Revitalização do parque de iluminação pública de Belo Horizonte
Entre os municípios brasileiros que objetivam gerir os ativos de iluminação pública via PPP, a cidade de Belo Horizonte, no Estado de Minas Gerais, é um dos que já finalizaram o processo de licitação, tendo assinado contrato com o vencedor no dia 13 de julho deste ano. O consórcio IP Belo Horizonte foi o responsável pela melhor proposta, tendo requerido R$ 4.158.076,00 como valor da contraprestação mensal, ante o valor máximo previsto no edital de R$ 6.151.000,00.
O contrato terá a duração de 20 anos, com valor estimado de R$ 1,4 bilhão. O consórcio ganhador será responsável pela prestação dos serviços de iluminação pública, incluídos o desenvolvimento, modernização, ampliação, eficientização energética, operação e manutenção da Rede Municipal de Iluminação Pública. Pelo edital, o IP Belo Horizonte terá que executar a troca de todas as luminárias pertencentes ao parque de iluminação pública do município no prazo de cinco anos, contados a partir do momento que a prefeitura aprovar um plano de transição que será proposto pelo consórcio. O edital prevê também uma redução de 45% do consumo de energia de Belo Horizonte no final dos cincos primeiros anos de contrato.
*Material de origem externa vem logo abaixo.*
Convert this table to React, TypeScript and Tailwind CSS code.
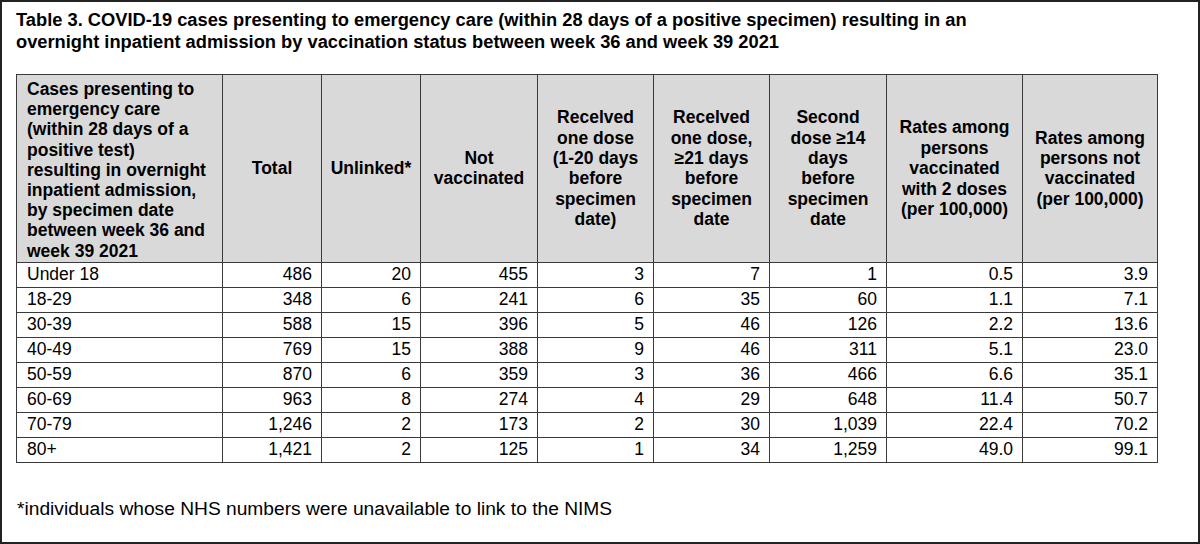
import React from 'react'

const headers: string[][] = [
  ['Total'],
  ['Unlinked*'],
  ['Not', 'vaccinated'],
  ['Recelved', 'one dose', '(1-20 days', 'before', 'specimen', 'date)'],
  ['Recelved', 'one dose,', '≥21 days', 'before', 'specimen', 'date'],
  ['Second', 'dose ≥14', 'days', 'before', 'specimen', 'date'],
  ['Rates among', 'persons', 'vaccinated', 'with 2 doses', '(per 100,000)'],
  ['Rates among', 'persons not', 'vaccinated', '(per 100,000)'],
]

const rows: string[][] = [
  ['Under 18', '486', '20', '455', '3', '7', '1', '0.5', '3.9'],
  ['18-29', '348', '6', '241', '6', '35', '60', '1.1', '7.1'],
  ['30-39', '588', '15', '396', '5', '46', '126', '2.2', '13.6'],
  ['40-49', '769', '15', '388', '9', '46', '311', '5.1', '23.0'],
  ['50-59', '870', '6', '359', '3', '36', '466', '6.6', '35.1'],
  ['60-69', '963', '8', '274', '4', '29', '648', '11.4', '50.7'],
  ['70-79', '1,246', '2', '173', '2', '30', '1,039', '22.4', '70.2'],
  ['80+', '1,421', '2', '125', '1', '34', '1,259', '49.0', '99.1'],
]

// widths of the nine columns, first one is the label column
const colW = ['w-[206px]', 'w-[99px]', 'w-[99px]', 'w-[117px]', 'w-[116px]', 'w-[116px]', 'w-[117px]', 'w-[136px]', 'w-[135px]']

export default function App() {
  return (
    <div className="w-[1200px] h-[544px] bg-white border-2 border-[#222] font-['Liberation_Sans',Arial,sans-serif] text-black overflow-hidden">
      <h1 className="pl-[14px] pt-[7px] text-[18.3px] leading-[22px] font-bold">
        Table 3. COVID-19 cases presenting to emergency care (within 28 days of a positive specimen) resulting in an
        <br />
        overnight inpatient admission by vaccination status between week 36 and week 39 2021
      </h1>

      <table className="ml-[14px] mt-[21px] border-collapse table-fixed text-[17.5px]">
        <colgroup>
          {colW.map((w, i) => (
            <col key={i} className={w} />
          ))}
        </colgroup>
        <thead>
          <tr className="bg-[#d9d9d9]">
            <th className="border border-[#3a3a3a] px-[10px] pt-[4px] pb-[1px] text-left align-top font-bold leading-[20.2px]">
              Cases presenting to emergency care (within 28 days of a positive test) resulting in overnight inpatient admission, by specimen date between week 36 and week 39 2021
            </th>
            {headers.map((h) => (
              <th key={h.join()} className="border border-[#3a3a3a] px-[2px] text-center align-middle font-bold leading-[20.4px]">
                {h.map((line) => (
                  <div key={line}>{line}</div>
                ))}
              </th>
            ))}
          </tr>
        </thead>
        <tbody>
          {rows.map((r) => (
            <tr key={r[0]} className="h-[25px]">
              {r.map((c, i) => (
                <td
                  key={i}
                  className={
                    i === 0
                      ? 'border border-[#3a3a3a] px-[10px] py-0 text-left leading-[23px]'
                      : 'border border-[#3a3a3a] pr-[9px] py-0 text-right leading-[23px]'
                  }
                >
                  {c}
                </td>
              ))}
            </tr>
          ))}
        </tbody>
      </table>

      <p className="pl-[15px] mt-[35px] text-[19.2px] leading-[22px]">
        *individuals whose NHS numbers were unavailable to link to the NIMS
      </p>
    </div>
  )
}
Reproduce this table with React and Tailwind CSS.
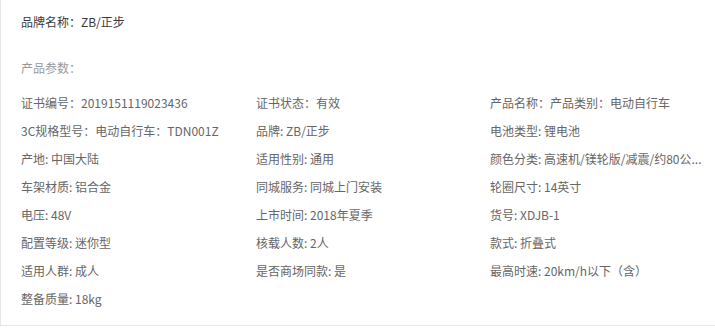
import React from "react";

const params = [
  "证书编号：2019151119023436",
  "证书状态：有效",
  "产品名称：产品类别：电动自行车",
  "3C规格型号：电动自行车：TDN001Z",
  "品牌: ZB/正步",
  "电池类型: 锂电池",
  "产地: 中国大陆",
  "适用性别: 通用",
  "颜色分类: 高速机/镁轮版/减震/约80公...",
  "车架材质: 铝合金",
  "同城服务: 同城上门安装",
  "轮圈尺寸: 14英寸",
  "电压: 48V",
  "上市时间: 2018年夏季",
  "货号: XDJB-1",
  "配置等级: 迷你型",
  "核载人数: 2人",
  "款式: 折叠式",
  "适用人群: 成人",
  "是否商场同款: 是",
  "最高时速: 20km/h以下（含）",
  "整备质量: 18kg",
];

export default function App() {
  return (
    <div className="w-[715px] h-[334px] bg-white font-['Noto_Sans_CJK_SC',sans-serif] text-[12px]">
      <div className="border-l border-b border-[#e6e6e6] pl-5 pt-2 pb-3">
        {/* Brand */}
        <div className="h-7 leading-7 text-[#3a3a3a]">品牌名称：ZB/正步</div>

        {/* Params title */}
        <div className="mt-[18px] h-7 leading-7 text-[#999]">产品参数：</div>

        {/* Params grid */}
        <ul className="mt-[7px] grid grid-cols-[235px_234px_225px] text-[#666]">
          {params.map((p, i) => (
            <li key={i} className="h-7 leading-7 whitespace-nowrap">
              {p}
            </li>
          ))}
        </ul>
      </div>
    </div>
  );
}
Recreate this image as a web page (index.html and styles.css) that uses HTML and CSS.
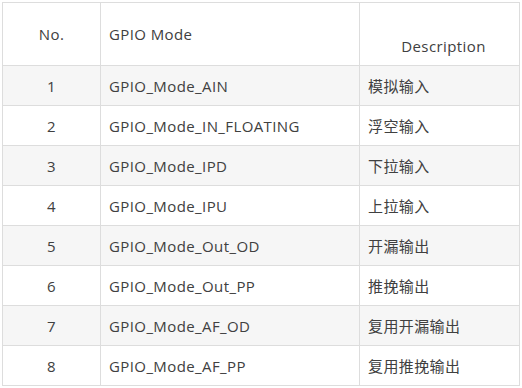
FILE: index.html
```html
<!DOCTYPE html>
<html>
<head>
<meta charset="utf-8">
<link rel="stylesheet" href="styles.css">
</head>
<body>
<table class="gpio">
  <colgroup>
    <col class="c-no">
    <col class="c-mode">
    <col class="c-desc">
  </colgroup>
  <thead>
    <tr class="head">
      <th class="no">No.</th>
      <th class="mode">GPIO Mode</th>
      <th class="desc">Description</th>
    </tr>
  </thead>
  <tbody>
    <tr class="odd"><td class="no">1</td><td>GPIO_Mode_AIN</td><td>模拟输入</td></tr>
    <tr><td class="no">2</td><td>GPIO_Mode_IN_FLOATING</td><td>浮空输入</td></tr>
    <tr class="odd"><td class="no">3</td><td>GPIO_Mode_IPD</td><td>下拉输入</td></tr>
    <tr><td class="no">4</td><td>GPIO_Mode_IPU</td><td>上拉输入</td></tr>
    <tr class="odd"><td class="no">5</td><td>GPIO_Mode_Out_OD</td><td>开漏输出</td></tr>
    <tr><td class="no">6</td><td>GPIO_Mode_Out_PP</td><td>推挽输出</td></tr>
    <tr class="odd"><td class="no">7</td><td>GPIO_Mode_AF_OD</td><td>复用开漏输出</td></tr>
    <tr><td class="no">8</td><td>GPIO_Mode_AF_PP</td><td>复用推挽输出</td></tr>
  </tbody>
</table>
</body>
</html>
```
FILE: styles.css
```css
html, body {
  margin: 0;
  padding: 0;
  background: #ffffff;
}
body {
  padding: 2px 0 0 2px;
  font-family: "Open Sans", "Noto Sans CJK SC", sans-serif;
  font-size: 15px;
  letter-spacing: 0.4px;
  color: #404040;
}
.gpio {
  border-collapse: collapse;
  table-layout: fixed;
  width: 517px;
}
.c-no { width: 98px; }
.c-mode { width: 259px; }
.c-desc { width: 160px; }
.gpio th, .gpio td {
  border: 1px solid #dddddd;
  padding: 0 8px;
  font-weight: normal;
  text-align: left;
  vertical-align: middle;
  line-height: 20px;
  white-space: nowrap;
}
.gpio td {
  height: 39px;
}
.gpio .head th {
  height: 62px;
}
.gpio .no {
  text-align: center;
}
.gpio .head th.desc {
  height: 53px;
  text-align: center;
  vertical-align: bottom;
  padding-bottom: 9px;
  padding-left: 16px;
}
.gpio tr.odd td {
  background: #f6f6f6;
}
```
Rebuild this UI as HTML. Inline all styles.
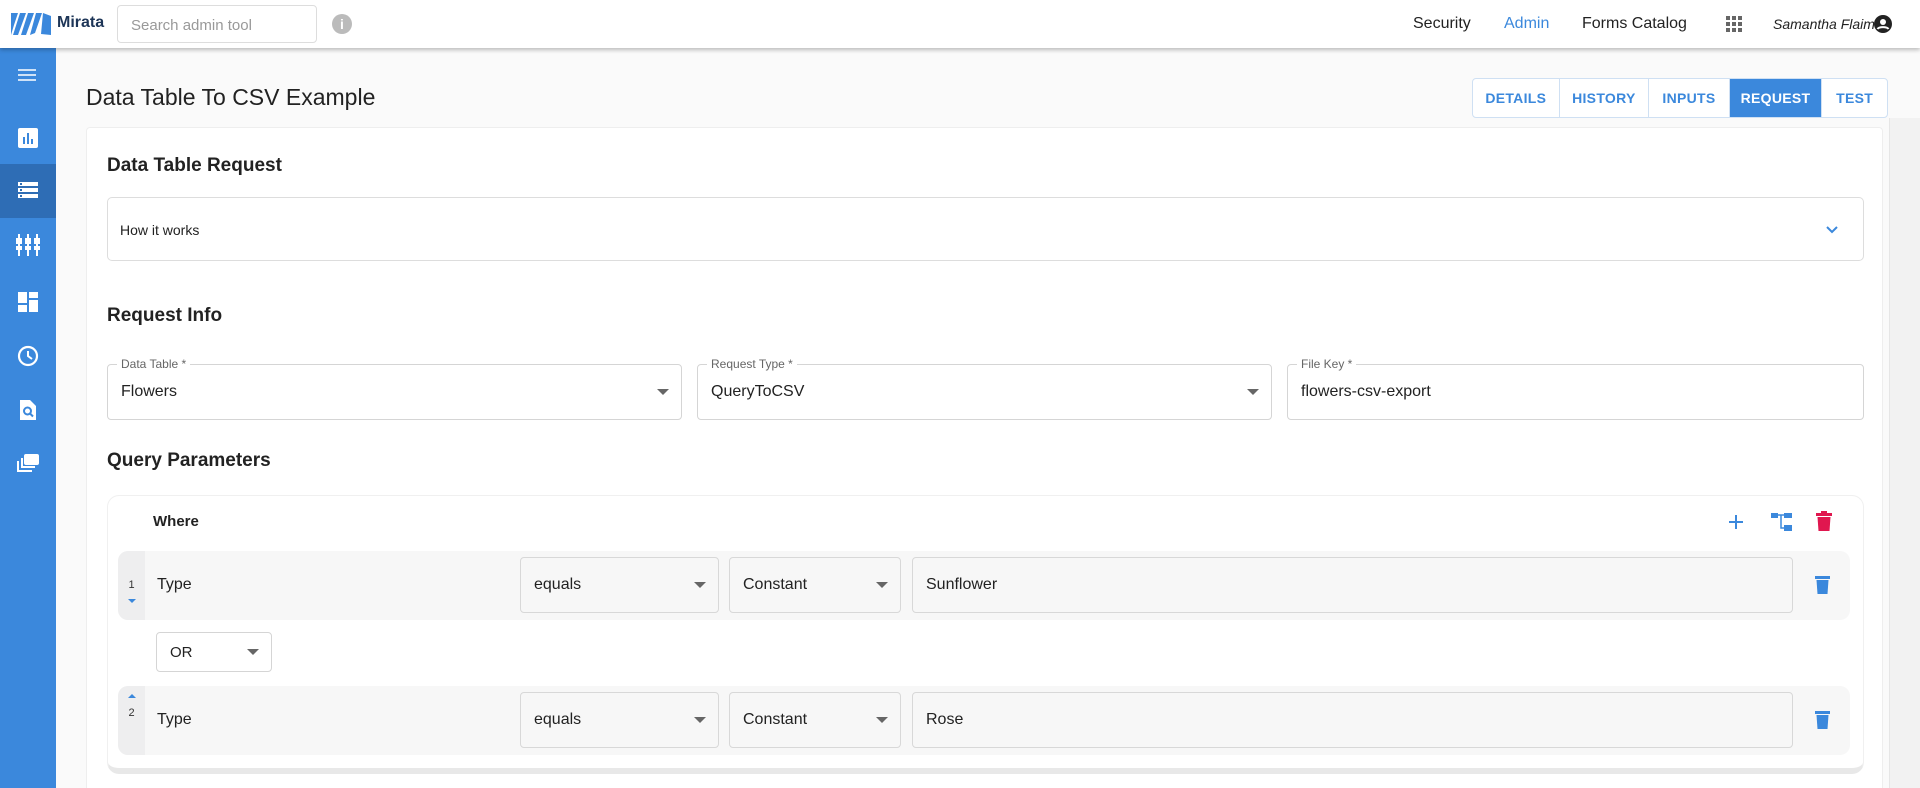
<!DOCTYPE html>
<html><head><meta charset="utf-8"><style>
*{box-sizing:border-box;margin:0;padding:0}
html{width:1920px;height:788px;overflow:hidden}
body{width:1920px;height:788px;overflow:hidden;background:#fafafa;font-family:"Liberation Sans",Roboto,sans-serif;color:#222;position:relative}
.abs{position:absolute}
.hdr{left:0;top:0;width:1920px;height:48px;background:#fff;box-shadow:0 2px 4px rgba(0,0,0,.25);z-index:5}
.side{left:0;top:48px;width:56px;height:740px;background:#3b88dc}
.side svg{position:absolute;left:16px}
.tabs{left:1472px;top:78px;width:416px;height:40px;border:1px solid #cfe0f3;border-radius:4px;display:flex;background:#fff;overflow:hidden}
.tabs div{display:flex;align-items:center;justify-content:center;font-size:14px;font-weight:bold;color:#3b88dc;border-right:1px solid #cfe0f3;letter-spacing:.3px}
.card{left:86px;top:127px;width:1797px;height:661px;background:#fff;border:1px solid #eee;border-bottom:none;border-radius:4px 4px 0 0}
h2{position:absolute;font-size:19px;font-weight:bold;color:#222}
.box{position:absolute;border:1px solid #ddd;border-radius:5px;background:#fff}
.fld{position:absolute;border:1px solid #d5d5d5;border-radius:4px;background:#fff;font-size:16px;padding-left:13px;display:flex;align-items:center}
.lbl{position:absolute;top:-8px;left:9px;background:#fff;padding:0 4px;font-size:12px;color:#666;line-height:14px}
.caret{position:absolute;right:12px;top:50%;margin-top:-3px;width:0;height:0;border-left:6px solid transparent;border-right:6px solid transparent;border-top:6px solid #666}
.row{position:absolute;left:118px;width:1732px;height:69px;background:#f7f7f7;border-radius:10px}
.num{position:absolute;left:0;top:0;width:27px;height:69px;background:#eeeeef;border-radius:10px 0 0 10px;font-size:11px;color:#333;text-align:center}
.sel{position:absolute;border:1px solid #d8d8d8;border-radius:4px;background:#f7f7f7;font-size:16px;padding-left:13px;display:flex;align-items:center;height:56px;top:6px}
</style></head><body>
<div class="abs hdr">
 <svg class="abs" style="left:10px;top:11px" width="48" height="26" viewBox="0 0 48 26"><path d="M1 2h7L4 14 1 24z" fill="#3b88dc"/><path d="M10 2h6L8 24H3z" fill="#3b88dc"/><path d="M18 2h6l-8 22h-5z" fill="#3b88dc"/><path d="M26 2h6L25 22l-5 2z" fill="#3b88dc"/><path d="M33 2l8 3v19l-10-1z" fill="#3b88dc"/></svg>
 <div class="abs" style="left:57px;top:14px;font-size:16px;font-weight:bold;color:#1d3557">Mirata</div>
 <div class="abs" style="left:117px;top:5px;width:200px;height:38px;border:1px solid #ddd;border-radius:4px;font-size:15px;color:#999;padding:11px 0 0 13px">Search admin tool</div>
 <div class="abs" style="left:332px;top:14px;width:20px;height:20px;border-radius:50%;background:#bbb;color:#fff;font-size:14px;font-weight:bold;text-align:center;line-height:20px">i</div>
 <div class="abs" style="left:1413px;top:15px;font-size:16px">Security</div>
 <div class="abs" style="left:1504px;top:15px;font-size:16px;color:#3b88dc">Admin</div>
 <div class="abs" style="left:1582px;top:15px;font-size:16px">Forms Catalog</div>
 <svg class="abs" style="left:1726px;top:16px" width="17" height="17" viewBox="0 0 17 17" fill="#666"><rect x="0" y="0" width="4" height="4"/><rect x="6" y="0" width="4" height="4"/><rect x="12" y="0" width="4" height="4"/><rect x="0" y="6" width="4" height="4"/><rect x="6" y="6" width="4" height="4"/><rect x="12" y="6" width="4" height="4"/><rect x="0" y="12" width="4" height="4"/><rect x="6" y="12" width="4" height="4"/><rect x="12" y="12" width="4" height="4"/></svg>
 <div class="abs" style="left:1773px;top:16px;font-size:14px;font-style:italic">Samantha Flaim</div>
 <svg class="abs" style="left:1874px;top:15px" width="18" height="18" viewBox="0 0 18 18"><circle cx="9" cy="9" r="9" fill="#222"/><circle cx="9" cy="7" r="3" fill="#fff"/><path d="M3.5 14c1.5-2.5 9.5-2.5 11 0" stroke="#fff" stroke-width="2" fill="none"/></svg>
</div>
<div class="abs side">
 <svg style="top:20px" width="24" height="16" viewBox="0 0 24 16" fill="#cfe2f7"><rect x="2" y="1" width="18" height="2"/><rect x="2" y="6" width="18" height="2"/><rect x="2" y="11" width="18" height="2"/></svg>
 <svg style="top:78px" width="24" height="24" viewBox="0 0 24 24"><rect x="2" y="2" width="20" height="20" rx="2" fill="#fff"/><rect x="7" y="11" width="2" height="7" fill="#3b88dc"/><rect x="11" y="7" width="2" height="11" fill="#3b88dc"/><rect x="15" y="13" width="2" height="5" fill="#3b88dc"/></svg>
 <div class="abs" style="left:0;top:116px;width:56px;height:54px;background:#2e6db5"></div>
 <svg style="top:132px" width="24" height="22" viewBox="0 0 24 22" fill="#fff"><rect x="2" y="2" width="20" height="4"/><rect x="2" y="8" width="20" height="4"/><rect x="2" y="14" width="20" height="4"/><rect x="4" y="3" width="2" height="2" fill="#2e6db5"/><rect x="4" y="9" width="2" height="2" fill="#2e6db5"/><rect x="4" y="15" width="2" height="2" fill="#2e6db5"/></svg>
 <svg style="top:186px" width="24" height="24" viewBox="0 0 24 24" fill="#fff"><rect x="0" y="4" width="6" height="6"/><rect x="9" y="4" width="6" height="6"/><rect x="18" y="4" width="6" height="6"/><rect x="0" y="12" width="6" height="4"/><rect x="9" y="12" width="6" height="4"/><rect x="18" y="12" width="6" height="4"/><rect x="2" y="0" width="2" height="22"/><rect x="11" y="0" width="2" height="22"/><rect x="20" y="0" width="2" height="22"/></svg>
 <svg style="top:242px" width="24" height="24" viewBox="0 0 24 24" fill="#fff"><rect x="2" y="2" width="9" height="11"/><rect x="13" y="2" width="9" height="6"/><rect x="2" y="15" width="9" height="7"/><rect x="13" y="10" width="9" height="12"/></svg>
 <svg style="top:296px" width="24" height="24" viewBox="0 0 24 24"><circle cx="12" cy="12" r="9" stroke="#fff" stroke-width="2.2" fill="none"/><path d="M12 7v5l4 3" stroke="#fff" stroke-width="2" fill="none"/></svg>
 <svg style="top:350px" width="24" height="24" viewBox="0 0 24 24"><path d="M4 2h10l6 6v14H4z" fill="#fff"/><circle cx="11.5" cy="13" r="3.5" stroke="#3b88dc" stroke-width="2" fill="none"/><path d="M14 15.5l3 3" stroke="#3b88dc" stroke-width="2"/></svg>
 <svg style="top:404px" width="24" height="24" viewBox="0 0 24 24" fill="none" stroke="#fff" stroke-width="2"><rect x="9" y="3" width="13" height="9" rx="1" fill="#fff"/><path d="M6 6v9h13"/><path d="M2 9v10h14"/></svg>
</div>
<div class="abs" style="left:86px;top:84px;font-size:23px;color:#222">Data Table To CSV Example</div>
<div class="abs tabs">
 <div style="width:87px">DETAILS</div><div style="width:90px">HISTORY</div><div style="width:81px">INPUTS</div><div style="width:93px;background:#3b88dc;color:#fff">REQUEST</div><div style="width:65px;border-right:none">TEST</div>
</div>
<div class="abs" style="left:1889px;top:118px;width:31px;height:670px;background:#f2f2f2;border-left:1px solid #e6e6e6"></div>
<div class="abs card"></div>
<h2 style="left:107px;top:155px">Data Table Request</h2>
<div class="box" style="left:107px;top:197px;width:1757px;height:64px"><div class="abs" style="left:12px;top:24px;font-size:14px">How it works</div>
<svg class="abs" style="left:1716px;top:24px" width="16" height="16" viewBox="0 0 16 16"><path d="M3 5l5 5 5-5" stroke="#3b88dc" stroke-width="2" fill="none"/></svg></div>
<h2 style="left:107px;top:305px">Request Info</h2>
<div class="fld" style="left:107px;top:364px;width:575px;height:56px"><span class="lbl">Data Table *</span>Flowers<span class="caret"></span></div>
<div class="fld" style="left:697px;top:364px;width:575px;height:56px"><span class="lbl">Request Type *</span>QueryToCSV<span class="caret"></span></div>
<div class="fld" style="left:1287px;top:364px;width:577px;height:56px"><span class="lbl">File Key *</span>flowers-csv-export</div>
<h2 style="left:107px;top:450px">Query Parameters</h2>
<div class="abs" style="left:107px;top:495px;width:1757px;height:279px;background:#fff;border:1px solid #f0f0f0;border-radius:12px;border-bottom:6px solid #e8e8e8"></div>
<div class="abs" style="left:153px;top:513px;font-size:15px;font-weight:bold">Where</div>
<svg class="abs" style="left:1728px;top:514px" width="16" height="16" viewBox="0 0 16 16"><path d="M8 1v14M1 8h14" stroke="#3b88dc" stroke-width="2"/></svg>
<svg class="abs" style="left:1771px;top:512px" width="22" height="20" viewBox="0 0 22 20" fill="#3b88dc"><rect x="0" y="1" width="7" height="5"/><rect x="13" y="1" width="8" height="5"/><rect x="13" y="13" width="8" height="6"/><path d="M7 3h6M10 3v13h3" stroke="#3b88dc" stroke-width="1.5" fill="none"/></svg>
<svg class="abs" style="left:1816px;top:511px" width="16" height="20" viewBox="0 0 16 20" fill="#e0174f"><rect x="0" y="2" width="16" height="3"/><rect x="5" y="0" width="6" height="3"/><path d="M1.5 6h13l-1 14h-11z"/></svg>
<div class="row" style="top:551px"><div class="num"><div style="margin-top:28px">1</div><div style="margin:8px auto 0;width:0;height:0;border-left:4px solid transparent;border-right:4px solid transparent;border-top:4px solid #3b88dc"></div></div>
 <div class="abs" style="left:39px;top:25px;font-size:16px">Type</div>
 <div class="sel" style="left:402px;width:199px">equals<span class="caret"></span></div>
 <div class="sel" style="left:611px;width:172px">Constant<span class="caret"></span></div>
 <div class="sel" style="left:794px;width:881px">Sunflower</div>
 <svg class="abs" style="left:1697px;top:24px" width="15" height="19" viewBox="0 0 15 19" fill="#3b88dc"><rect x="0" y="1" width="15" height="3"/><path d="M1.5 5h12l-1 14h-10z"/></svg>
</div>
<div class="fld" style="left:156px;top:632px;width:116px;height:40px;font-size:15px">OR<span class="caret"></span></div>
<div class="row" style="top:686px"><div class="num"><div style="margin:8px auto 0;width:0;height:0;border-left:4px solid transparent;border-right:4px solid transparent;border-bottom:4px solid #3b88dc"></div><div style="margin-top:9px">2</div></div>
 <div class="abs" style="left:39px;top:25px;font-size:16px">Type</div>
 <div class="sel" style="left:402px;width:199px">equals<span class="caret"></span></div>
 <div class="sel" style="left:611px;width:172px">Constant<span class="caret"></span></div>
 <div class="sel" style="left:794px;width:881px">Rose</div>
 <svg class="abs" style="left:1697px;top:24px" width="15" height="19" viewBox="0 0 15 19" fill="#3b88dc"><rect x="0" y="1" width="15" height="3"/><path d="M1.5 5h12l-1 14h-10z"/></svg>
</div>
</body></html>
A consulta pública do processo de licitação ocorreu entre outubro e novembro de 2015 e o edital foi publicado em janeiro de 2016. Para estruturar o modelo de licitação foi realizado um Procedimento de Manifestação de Interesse (PMI), que aproveitou os estudos de viabilidade da Estruturadora Brasileira de Projetos S/A (EBP). Para isso, a empresa recebeu aproximadamente R$ 5 milhões.
Além do Consórcio IP Belo Horizonte, formado pela Construtora Barbosa Mello S.A., Construtora Remo Ltda., Planova Planejamento Construções S/A e Selt Engenharia Ltda., participaram da licitação: o Consórcio FM Rodrigues/Brasiluz/Conasa/Urbeluz-BH, constituído pela FM Rodrigues Ltda., Brasiluz Eletrificação e Eletrônica Ltda., Companhia Nacional de Saneamento (Conasa) e Urbeluz Energética S/A.